» To be done: Write out the full listing again, exactly as it stands.

──────────

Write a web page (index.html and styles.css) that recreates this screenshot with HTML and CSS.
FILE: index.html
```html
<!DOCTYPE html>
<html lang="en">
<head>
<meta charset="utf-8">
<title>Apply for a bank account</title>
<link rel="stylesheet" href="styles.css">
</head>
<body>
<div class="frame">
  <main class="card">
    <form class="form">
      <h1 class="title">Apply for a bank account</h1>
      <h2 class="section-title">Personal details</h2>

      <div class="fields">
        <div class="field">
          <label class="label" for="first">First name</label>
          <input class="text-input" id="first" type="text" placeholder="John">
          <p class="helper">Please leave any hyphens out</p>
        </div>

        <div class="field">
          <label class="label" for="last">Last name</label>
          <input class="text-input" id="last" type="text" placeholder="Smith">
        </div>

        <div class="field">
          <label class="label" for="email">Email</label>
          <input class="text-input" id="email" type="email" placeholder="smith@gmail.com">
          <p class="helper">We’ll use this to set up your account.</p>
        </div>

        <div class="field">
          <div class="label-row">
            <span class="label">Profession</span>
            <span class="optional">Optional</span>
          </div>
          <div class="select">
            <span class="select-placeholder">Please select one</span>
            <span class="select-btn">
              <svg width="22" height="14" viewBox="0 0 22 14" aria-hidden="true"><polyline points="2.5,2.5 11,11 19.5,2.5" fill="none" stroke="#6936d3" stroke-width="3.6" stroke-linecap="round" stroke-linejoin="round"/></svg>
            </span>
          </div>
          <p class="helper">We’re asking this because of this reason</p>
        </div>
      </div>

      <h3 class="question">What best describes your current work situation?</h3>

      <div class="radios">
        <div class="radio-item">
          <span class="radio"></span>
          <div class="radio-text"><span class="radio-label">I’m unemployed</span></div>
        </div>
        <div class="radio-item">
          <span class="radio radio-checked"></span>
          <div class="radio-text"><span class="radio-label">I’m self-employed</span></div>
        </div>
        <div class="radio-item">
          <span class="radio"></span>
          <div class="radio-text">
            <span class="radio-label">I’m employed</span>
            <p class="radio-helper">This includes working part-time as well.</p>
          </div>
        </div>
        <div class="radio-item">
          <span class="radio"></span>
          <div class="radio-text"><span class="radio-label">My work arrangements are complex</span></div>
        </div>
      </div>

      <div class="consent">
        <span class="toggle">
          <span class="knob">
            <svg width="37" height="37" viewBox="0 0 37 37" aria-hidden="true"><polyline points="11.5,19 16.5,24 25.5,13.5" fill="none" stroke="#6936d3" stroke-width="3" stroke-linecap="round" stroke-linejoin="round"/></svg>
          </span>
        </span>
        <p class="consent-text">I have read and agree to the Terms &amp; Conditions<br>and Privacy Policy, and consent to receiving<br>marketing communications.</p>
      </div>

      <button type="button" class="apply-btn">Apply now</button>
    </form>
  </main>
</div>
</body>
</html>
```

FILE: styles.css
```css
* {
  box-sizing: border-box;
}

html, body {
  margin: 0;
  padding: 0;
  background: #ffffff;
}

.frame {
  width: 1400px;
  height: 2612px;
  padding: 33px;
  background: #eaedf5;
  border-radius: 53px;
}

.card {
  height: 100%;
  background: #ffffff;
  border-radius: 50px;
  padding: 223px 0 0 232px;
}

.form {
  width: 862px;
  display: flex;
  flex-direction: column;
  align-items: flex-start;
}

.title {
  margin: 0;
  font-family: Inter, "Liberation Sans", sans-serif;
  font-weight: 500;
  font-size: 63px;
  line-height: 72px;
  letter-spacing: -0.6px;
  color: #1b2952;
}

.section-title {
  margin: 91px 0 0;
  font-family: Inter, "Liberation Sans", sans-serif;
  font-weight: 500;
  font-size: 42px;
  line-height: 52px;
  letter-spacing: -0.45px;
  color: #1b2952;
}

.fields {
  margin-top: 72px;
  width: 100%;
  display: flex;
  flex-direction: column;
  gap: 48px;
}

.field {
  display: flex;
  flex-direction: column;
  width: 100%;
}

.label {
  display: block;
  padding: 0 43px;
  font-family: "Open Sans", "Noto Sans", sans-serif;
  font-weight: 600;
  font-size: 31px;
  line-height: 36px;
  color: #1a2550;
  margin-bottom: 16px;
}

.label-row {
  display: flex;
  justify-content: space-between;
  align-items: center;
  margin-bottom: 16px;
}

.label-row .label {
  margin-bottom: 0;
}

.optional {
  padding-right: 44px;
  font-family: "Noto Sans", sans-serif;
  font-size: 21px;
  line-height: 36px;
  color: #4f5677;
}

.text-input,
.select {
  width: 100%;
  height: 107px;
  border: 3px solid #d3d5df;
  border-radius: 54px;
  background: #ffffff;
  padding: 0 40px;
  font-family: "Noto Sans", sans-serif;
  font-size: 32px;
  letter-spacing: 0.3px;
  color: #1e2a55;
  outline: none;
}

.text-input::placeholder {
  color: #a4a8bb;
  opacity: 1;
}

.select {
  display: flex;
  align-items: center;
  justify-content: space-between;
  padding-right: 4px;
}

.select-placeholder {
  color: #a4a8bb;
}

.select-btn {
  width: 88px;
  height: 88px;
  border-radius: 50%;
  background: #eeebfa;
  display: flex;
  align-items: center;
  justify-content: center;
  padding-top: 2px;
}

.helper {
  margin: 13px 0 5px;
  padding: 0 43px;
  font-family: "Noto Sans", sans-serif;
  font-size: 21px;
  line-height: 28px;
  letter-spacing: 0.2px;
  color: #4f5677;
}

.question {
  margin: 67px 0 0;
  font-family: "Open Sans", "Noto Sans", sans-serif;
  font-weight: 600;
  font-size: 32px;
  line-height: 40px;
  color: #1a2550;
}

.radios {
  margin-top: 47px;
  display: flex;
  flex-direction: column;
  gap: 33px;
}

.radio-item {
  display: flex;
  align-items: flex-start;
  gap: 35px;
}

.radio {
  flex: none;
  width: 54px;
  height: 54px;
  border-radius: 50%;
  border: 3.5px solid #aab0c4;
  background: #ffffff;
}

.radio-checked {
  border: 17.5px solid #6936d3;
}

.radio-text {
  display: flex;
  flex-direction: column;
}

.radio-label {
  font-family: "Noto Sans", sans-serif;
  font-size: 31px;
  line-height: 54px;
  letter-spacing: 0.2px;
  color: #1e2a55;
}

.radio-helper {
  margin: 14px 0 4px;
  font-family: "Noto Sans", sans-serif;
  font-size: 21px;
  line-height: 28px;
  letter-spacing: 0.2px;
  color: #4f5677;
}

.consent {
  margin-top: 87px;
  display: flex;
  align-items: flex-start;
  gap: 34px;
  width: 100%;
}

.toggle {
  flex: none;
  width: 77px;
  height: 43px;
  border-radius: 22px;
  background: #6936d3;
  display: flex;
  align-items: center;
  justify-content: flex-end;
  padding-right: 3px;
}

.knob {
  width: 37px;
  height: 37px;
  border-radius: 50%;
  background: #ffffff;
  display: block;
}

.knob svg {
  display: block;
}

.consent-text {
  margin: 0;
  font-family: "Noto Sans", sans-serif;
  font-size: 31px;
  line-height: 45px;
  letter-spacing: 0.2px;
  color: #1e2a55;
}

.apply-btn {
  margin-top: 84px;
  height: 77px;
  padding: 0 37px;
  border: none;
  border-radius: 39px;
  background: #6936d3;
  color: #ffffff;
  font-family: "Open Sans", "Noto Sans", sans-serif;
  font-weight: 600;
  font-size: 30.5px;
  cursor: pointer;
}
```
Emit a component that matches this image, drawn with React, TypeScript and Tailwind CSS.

──────────

» Finished task:
Write a web page (index.html and styles.css) that recreates this screenshot with HTML and CSS.
FILE: index.html
```html
<!DOCTYPE html>
<html lang="en">
<head>
<meta charset="utf-8">
<title>Apply for a bank account</title>
<link rel="stylesheet" href="styles.css">
</head>
<body>
<div class="frame">
  <main class="card">
    <form class="form">
      <h1 class="title">Apply for a bank account</h1>
      <h2 class="section-title">Personal details</h2>

      <div class="fields">
        <div class="field">
          <label class="label" for="first">First name</label>
          <input class="text-input" id="first" type="text" placeholder="John">
          <p class="helper">Please leave any hyphens out</p>
        </div>

        <div class="field">
          <label class="label" for="last">Last name</label>
          <input class="text-input" id="last" type="text" placeholder="Smith">
        </div>

        <div class="field">
          <label class="label" for="email">Email</label>
          <input class="text-input" id="email" type="email" placeholder="smith@gmail.com">
          <p class="helper">We’ll use this to set up your account.</p>
        </div>

        <div class="field">
          <div class="label-row">
            <span class="label">Profession</span>
            <span class="optional">Optional</span>
          </div>
          <div class="select">
            <span class="select-placeholder">Please select one</span>
            <span class="select-btn">
              <svg width="22" height="14" viewBox="0 0 22 14" aria-hidden="true"><polyline points="2.5,2.5 11,11 19.5,2.5" fill="none" stroke="#6936d3" stroke-width="3.6" stroke-linecap="round" stroke-linejoin="round"/></svg>
            </span>
          </div>
          <p class="helper">We’re asking this because of this reason</p>
        </div>
      </div>

      <h3 class="question">What best describes your current work situation?</h3>

      <div class="radios">
        <div class="radio-item">
          <span class="radio"></span>
          <div class="radio-text"><span class="radio-label">I’m unemployed</span></div>
        </div>
        <div class="radio-item">
          <span class="radio radio-checked"></span>
          <div class="radio-text"><span class="radio-label">I’m self-employed</span></div>
        </div>
        <div class="radio-item">
          <span class="radio"></span>
          <div class="radio-text">
            <span class="radio-label">I’m employed</span>
            <p class="radio-helper">This includes working part-time as well.</p>
          </div>
        </div>
        <div class="radio-item">
          <span class="radio"></span>
          <div class="radio-text"><span class="radio-label">My work arrangements are complex</span></div>
        </div>
      </div>

      <div class="consent">
        <span class="toggle">
          <span class="knob">
            <svg width="37" height="37" viewBox="0 0 37 37" aria-hidden="true"><polyline points="11.5,19 16.5,24 25.5,13.5" fill="none" stroke="#6936d3" stroke-width="3" stroke-linecap="round" stroke-linejoin="round"/></svg>
          </span>
        </span>
        <p class="consent-text">I have read and agree to the Terms &amp; Conditions<br>and Privacy Policy, and consent to receiving<br>marketing communications.</p>
      </div>

      <button type="button" class="apply-btn">Apply now</button>
    </form>
  </main>
</div>
</body>
</html>
```

FILE: styles.css
```css
* {
  box-sizing: border-box;
}

html, body {
  margin: 0;
  padding: 0;
  background: #ffffff;
}

.frame {
  width: 1400px;
  height: 2612px;
  padding: 33px;
  background: #eaedf5;
  border-radius: 53px;
}

.card {
  height: 100%;
  background: #ffffff;
  border-radius: 50px;
  padding: 223px 0 0 232px;
}

.form {
  width: 862px;
  display: flex;
  flex-direction: column;
  align-items: flex-start;
}

.title {
  margin: 0;
  font-family: Inter, "Liberation Sans", sans-serif;
  font-weight: 500;
  font-size: 63px;
  line-height: 72px;
  letter-spacing: -0.6px;
  color: #1b2952;
}

.section-title {
  margin: 91px 0 0;
  font-family: Inter, "Liberation Sans", sans-serif;
  font-weight: 500;
  font-size: 42px;
  line-height: 52px;
  letter-spacing: -0.45px;
  color: #1b2952;
}

.fields {
  margin-top: 72px;
  width: 100%;
  display: flex;
  flex-direction: column;
  gap: 48px;
}

.field {
  display: flex;
  flex-direction: column;
  width: 100%;
}

.label {
  display: block;
  padding: 0 43px;
  font-family: "Open Sans", "Noto Sans", sans-serif;
  font-weight: 600;
  font-size: 31px;
  line-height: 36px;
  color: #1a2550;
  margin-bottom: 16px;
}

.label-row {
  display: flex;
  justify-content: space-between;
  align-items: center;
  margin-bottom: 16px;
}

.label-row .label {
  margin-bottom: 0;
}

.optional {
  padding-right: 44px;
  font-family: "Noto Sans", sans-serif;
  font-size: 21px;
  line-height: 36px;
  color: #4f5677;
}

.text-input,
.select {
  width: 100%;
  height: 107px;
  border: 3px solid #d3d5df;
  border-radius: 54px;
  background: #ffffff;
  padding: 0 40px;
  font-family: "Noto Sans", sans-serif;
  font-size: 32px;
  letter-spacing: 0.3px;
  color: #1e2a55;
  outline: none;
}

.text-input::placeholder {
  color: #a4a8bb;
  opacity: 1;
}

.select {
  display: flex;
  align-items: center;
  justify-content: space-between;
  padding-right: 4px;
}

.select-placeholder {
  color: #a4a8bb;
}

.select-btn {
  width: 88px;
  height: 88px;
  border-radius: 50%;
  background: #eeebfa;
  display: flex;
  align-items: center;
  justify-content: center;
  padding-top: 2px;
}

.helper {
  margin: 13px 0 5px;
  padding: 0 43px;
  font-family: "Noto Sans", sans-serif;
  font-size: 21px;
  line-height: 28px;
  letter-spacing: 0.2px;
  color: #4f5677;
}

.question {
  margin: 67px 0 0;
  font-family: "Open Sans", "Noto Sans", sans-serif;
  font-weight: 600;
  font-size: 32px;
  line-height: 40px;
  color: #1a2550;
}

.radios {
  margin-top: 47px;
  display: flex;
  flex-direction: column;
  gap: 33px;
}

.radio-item {
  display: flex;
  align-items: flex-start;
  gap: 35px;
}

.radio {
  flex: none;
  width: 54px;
  height: 54px;
  border-radius: 50%;
  border: 3.5px solid #aab0c4;
  background: #ffffff;
}

.radio-checked {
  border: 17.5px solid #6936d3;
}

.radio-text {
  display: flex;
  flex-direction: column;
}

.radio-label {
  font-family: "Noto Sans", sans-serif;
  font-size: 31px;
  line-height: 54px;
  letter-spacing: 0.2px;
  color: #1e2a55;
}

.radio-helper {
  margin: 14px 0 4px;
  font-family: "Noto Sans", sans-serif;
  font-size: 21px;
  line-height: 28px;
  letter-spacing: 0.2px;
  color: #4f5677;
}

.consent {
  margin-top: 87px;
  display: flex;
  align-items: flex-start;
  gap: 34px;
  width: 100%;
}

.toggle {
  flex: none;
  width: 77px;
  height: 43px;
  border-radius: 22px;
  background: #6936d3;
  display: flex;
  align-items: center;
  justify-content: flex-end;
  padding-right: 3px;
}

.knob {
  width: 37px;
  height: 37px;
  border-radius: 50%;
  background: #ffffff;
  display: block;
}

.knob svg {
  display: block;
}

.consent-text {
  margin: 0;
  font-family: "Noto Sans", sans-serif;
  font-size: 31px;
  line-height: 45px;
  letter-spacing: 0.2px;
  color: #1e2a55;
}

.apply-btn {
  margin-top: 84px;
  height: 77px;
  padding: 0 37px;
  border: none;
  border-radius: 39px;
  background: #6936d3;
  color: #ffffff;
  font-family: "Open Sans", "Noto Sans", sans-serif;
  font-weight: 600;
  font-size: 30.5px;
  cursor: pointer;
}
```
Emit a component that matches this image, drawn with React, TypeScript and Tailwind CSS.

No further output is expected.